VII. | Investigations and Enforcements |
The Trust will follow these procedures in investigating and enforcing this Code:
· | the Chief Compliance Officer of the Trust will take all appropriate action to investigate any violations and potential violations reported to him or her; | |
· | violations will be reported to the Board of Trustees of the Trust (the “Board”) after such investigation; | |
· | if the Board determines that a violation has occurred, it will consider appropriate action, which may, without limitation, include review of, and appropriate modifications to, applicable policies and procedures; notification to appropriate personnel of the investment adviser, distributor or their respective boards; or recommendation of the dismissal of the Covered Officer; | |
· | the Board will be responsible for granting waivers, as appropriate; and | |
· | any changes to or waivers of this Code will, to the extent required, be disclosed as provided by SEC rules. |
57
VIII. | Other Policies and Procedures |
The Trust’s and its investment adviser/sub-adviser’s and distributor’s codes of ethics under Rule 17j-1 under the Investment Company Act are separate requirements applying to the Covered Officers and others, and are not part of this Code.
IX. | Amendments |
This Code may not be amended except in written form, which is specifically approved or ratified by the Board.
X. | Confidentiality |
All reports and records prepared or maintained pursuant to this Code will be considered confidential and will be maintained and protected accordingly.

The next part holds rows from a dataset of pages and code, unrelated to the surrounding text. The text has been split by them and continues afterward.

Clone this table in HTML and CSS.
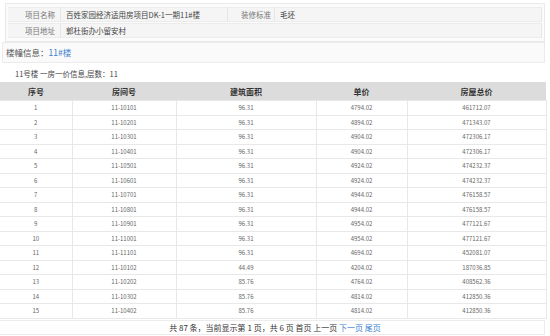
FILE: index.html
```html
<!DOCTYPE html>
<html lang="zh-CN">
<head>
<meta charset="utf-8">
<title>一房一价</title>
<link rel="stylesheet" href="styles.css">
</head>
<body>
<div class="page">
  <div class="info">
    <table class="info-table">
      <colgroup>
        <col class="ic1"><col class="ic2"><col class="ic3"><col>
      </colgroup>
      <tr>
        <td class="lbl">项目名称</td>
        <td class="val">百姓家园经济适用房项目DK-1一期11#楼</td>
        <td class="lbl lbl2">装修标准</td>
        <td class="val">毛坯</td>
      </tr>
      <tr>
        <td class="lbl">项目地址</td>
        <td class="val" colspan="3">郭杜街办小留安村</td>
      </tr>
    </table>
  </div>
  <div class="floor">楼幢信息：<span class="link">11#楼</span></div>
  <div class="title">11号楼 一房一价信息,层数：11</div>
  <table class="grid">
    <colgroup>
      <col class="c1"><col class="c2"><col class="c3"><col class="c4"><col class="c5">
    </colgroup>
    <thead>
      <tr><th>序号</th><th>房间号</th><th>建筑面积</th><th>单价</th><th>房屋总价</th></tr>
    </thead>
    <tbody>
      <tr><td>1</td><td>11-10101</td><td>96.31</td><td>4794.02</td><td>461712.07</td></tr>
      <tr><td>2</td><td>11-10201</td><td>96.31</td><td>4894.02</td><td>471343.07</td></tr>
      <tr><td>3</td><td>11-10301</td><td>96.31</td><td>4904.02</td><td>472306.17</td></tr>
      <tr><td>4</td><td>11-10401</td><td>96.31</td><td>4904.02</td><td>472306.17</td></tr>
      <tr><td>5</td><td>11-10501</td><td>96.31</td><td>4924.02</td><td>474232.37</td></tr>
      <tr><td>6</td><td>11-10601</td><td>96.31</td><td>4924.02</td><td>474232.37</td></tr>
      <tr><td>7</td><td>11-10701</td><td>96.31</td><td>4944.02</td><td>476158.57</td></tr>
      <tr><td>8</td><td>11-10801</td><td>96.31</td><td>4944.02</td><td>476158.57</td></tr>
      <tr><td>9</td><td>11-10901</td><td>96.31</td><td>4954.02</td><td>477121.67</td></tr>
      <tr><td>10</td><td>11-11001</td><td>96.31</td><td>4954.02</td><td>477121.67</td></tr>
      <tr><td>11</td><td>11-11101</td><td>96.31</td><td>4694.02</td><td>452081.07</td></tr>
      <tr><td>12</td><td>11-10102</td><td>44.49</td><td>4204.02</td><td>187036.85</td></tr>
      <tr><td>13</td><td>11-10202</td><td>85.76</td><td>4764.02</td><td>408562.36</td></tr>
      <tr><td>14</td><td>11-10302</td><td>85.76</td><td>4814.02</td><td>412850.36</td></tr>
      <tr><td>15</td><td>11-10402</td><td>85.76</td><td>4814.02</td><td>412850.36</td></tr>
    </tbody>
  </table>
  <div class="pager">共 87 条，当前显示第 1 页，共 6 页 首页 上一页 <span class="link">下一页</span> <span class="link">尾页</span></div>
</div>
</body>
</html>
```
FILE: styles.css
```css
html, body {
  margin: 0;
  padding: 0;
  background: #ffffff;
}
body {
  font-family: "Noto Sans CJK SC", "Noto Sans", sans-serif;
  color: #333;
}
.page {
  width: 550px;
  height: 336px;
  overflow: hidden;
  padding-top: 3px;
  box-sizing: border-box;
}
.info {
  margin: 0 5px 0 5px;
  border: 1px solid #e9e9e9;
  padding: 2px;
  background: #fbfbfb;
}
.info-table {
  width: 100%;
  border-collapse: separate;
  border-spacing: 0 1px;
  table-layout: fixed;
  font-size: 7.5px;
}
.ic1 { width: 53px; }
.ic2 { width: 166px; }
.ic3 { width: 48px; }
.info-table td {
  height: 13px;
  padding: 0;
  background: #f5f5f5;
  border-top: 1px solid #ececec;
  border-bottom: 1px solid #ececec;
  line-height: 13px;
  white-space: nowrap;
  overflow: hidden;
}
.info-table .lbl {
  text-align: right;
  padding-right: 5px;
  color: #777;
  border-right: 1px solid #e6e6e6;
}
.info-table .lbl2 {
  border-left: 1px solid #e6e6e6;
  padding-right: 3px;
}
.info-table .val {
  padding-left: 5px;
  color: #444;
}
.info-table td:last-child {
  border-right: 1px solid #e6e6e6;
}
.floor {
  margin: 0 5px 0 2px;
  height: 19px;
  line-height: 19px;
  border: 1px solid #ebebeb;
  background: #fafafa;
  padding-left: 3px;
  font-size: 8.5px;
  color: #555;
}
.link {
  color: #3d7fd0;
}
.title {
  height: 16px;
  line-height: 16px;
  padding-top: 3px;
  padding-left: 15px;
  font-size: 7.5px;
  color: #444;
}
.grid {
  width: 546px;
  border-collapse: collapse;
  table-layout: fixed;
}
.c1 { width: 72px; }
.c2 { width: 104px; }
.c3 { width: 140px; }
.c4 { width: 91px; }
.c5 { width: 139px; }
.grid th {
  height: 18px;
  padding: 0;
  background: #dcdcdc;
  font-size: 8px;
  font-weight: bold;
  color: #333;
  text-align: center;
}
.grid td {
  height: 13.5px;
  padding: 0;
  border: 1px solid #e8e8e8;
  font-size: 6px;
  color: #666;
  text-align: center;
  line-height: 13px;
}
.grid td:first-child { border-left: none; }
.pager {
  margin: 1px 5px 0 0;
  height: 13px;
  line-height: 13px;
  border: 1px solid #ececec;
  border-left: none;
  font-size: 8px;
  text-align: center;
  color: #333;
  padding-left: 6px;
}
```
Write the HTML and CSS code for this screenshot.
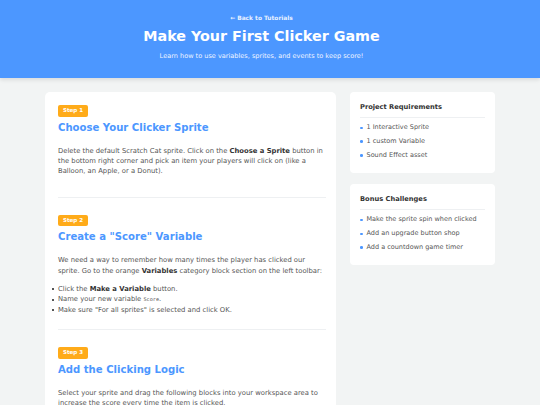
FILE: index.html
```html
<!DOCTYPE html>
<html lang="en">
<head>
    <meta charset="UTF-8">
    <meta name="viewport" content="width=device-width, initial-scale=1.0">
    <title>Make Your First Clicker Game</title>
    <link rel="stylesheet" href="styles.css">
</head>
<body>
    <div class="hero">
        <a class="back-link" href="#">&larr; Back to Tutorials</a>
        <h1>Make Your First Clicker Game</h1>
        <p>Learn how to use variables, sprites, and events to keep score!</p>
    </div>

    <div class="page">
        <div class="lesson">
            <div class="step">
                <span class="badge">Step 1</span>
                <h2>Choose Your Clicker Sprite</h2>
                <p>Delete the default Scratch Cat sprite. Click on the <b>Choose a Sprite</b> button in the bottom right corner and pick an item your players will click on (like a Balloon, an Apple, or a Donut).</p>
            </div>

            <div class="step">
                <span class="badge">Step 2</span>
                <h2>Create a "Score" Variable</h2>
                <p>We need a way to remember how many times the player has clicked our sprite. Go to the orange <b>Variables</b> category block section on the left toolbar:</p>
                <ul>
                    <li>Click the <b>Make a Variable</b> button.</li>
                    <li>Name your new variable <code>Score</code>.</li>
                    <li>Make sure "For all sprites" is selected and click OK.</li>
                </ul>
            </div>

            <div class="step">
                <span class="badge">Step 3</span>
                <h2>Add the Clicking Logic</h2>
                <p>Select your sprite and drag the following blocks into your workspace area to increase the score every time the item is clicked.</p>
            </div>
        </div>

        <div class="sidebar">
            <div class="box">
                <h3>Project Requirements</h3>
                <ul>
                    <li>1 Interactive Sprite</li>
                    <li>1 custom Variable</li>
                    <li>Sound Effect asset</li>
                </ul>
            </div>
            <div class="box">
                <h3>Bonus Challenges</h3>
                <ul>
                    <li>Make the sprite spin when clicked</li>
                    <li>Add an upgrade button shop</li>
                    <li>Add a countdown game timer</li>
                </ul>
            </div>
        </div>
    </div>
</body>
</html>
```

FILE: styles.css
```css
* {
    margin: 0;
    padding: 0;
    box-sizing: border-box;
}
body {
    background: #f2f4f4;
    color: #555;
    font-family: "DejaVu Sans", Verdana, sans-serif;
    font-size: 6.5px;
    font-variant-ligatures: none;
}
.hero {
    background: #4c97ff;
    color: white;
    text-align: center;
    height: 78px;
    padding: 14px 17px 0 0;
    box-shadow: 0 2px 4px rgba(0, 0, 0, 0.1);
}
.back-link {
    display: block;
    color: #e8f1ff;
    font-weight: bold;
    font-size: 5.9px;
    line-height: 9px;
    text-decoration: none;
}
.hero h1 {
    font-size: 14.3px;
    line-height: 17px;
    margin-top: 5px;
}
.hero p {
    font-size: 6.55px;
    line-height: 9px;
    margin-top: 7px;
    color: #eef4ff;
}
.page {
    width: 450px;
    margin: 14px auto 0;
    display: flex;
    gap: 14px;
    align-items: flex-start;
}

/* lesson steps */
.lesson {
    flex: 1;
    background: white;
    border-radius: 5px;
    padding: 13px 10px 20px 13px;
}
.step {
    padding-bottom: 14px;
    border-bottom: 1px solid #eef0f2;
    margin-bottom: 17px;
}
.badge {
    display: table;
    background: #ffab19;
    color: white;
    font-weight: bold;
    font-size: 5.5px;
    line-height: 7.5px;
    padding: 2px 5px;
    border-radius: 2px;
}
.step h2 {
    color: #4c97ff;
    font-size: 10.1px;
    line-height: 12px;
    margin-top: 5px;
}
.step p {
    font-size: 6.8px;
    line-height: 10.4px;
    margin: 12px 0 6px;
}
.step b {
    color: #333;
}
.step ul {
    list-style: none;
    margin-top: 7.6px;
}
.step li {
    position: relative;
    font-size: 6.8px;
    line-height: 10.6px;
}
.step li::before {
    content: "";
    position: absolute;
    left: -6px;
    top: 4.5px;
    width: 2px;
    height: 2px;
    background: #555;
}
code {
    font-family: "DejaVu Sans Mono", monospace;
    font-size: 5.2px;
}

/* sidebar boxes */
.sidebar {
    width: 145px;
    display: flex;
    flex-direction: column;
    gap: 11px;
}
.box {
    background: white;
    border-radius: 4px;
    padding: 11px 10px;
}
.box h3 {
    font-size: 6.7px;
    line-height: 8px;
    color: #333;
    padding-bottom: 5.6px;
    border-bottom: 1px solid #eef0f2;
    margin-bottom: 3.5px;
}
.box ul {
    list-style: none;
}
.box li {
    line-height: 13.7px;
    padding-left: 6.5px;
    position: relative;
}
.box li::before {
    content: "";
    position: absolute;
    left: 0;
    top: 5.5px;
    width: 2.6px;
    height: 2.6px;
    border-radius: 50%;
    background: #4c97ff;
}
```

Except as otherwise required by law or this Code, such matters will not be disclosed to anyone other than the Board, the Trust’s investment adviser and distributor, and their respective counsel.
XI. | Internal Use |
This Code is intended solely for the internal use by the Trust. This Code is a statement of certain fundamental principles, policies and procedures that govern the Covered Officers in the conduct of the Trust’s business. It is not intended to and does not create any rights in any employee, investor, supplier, competitor, shareholder or any other person.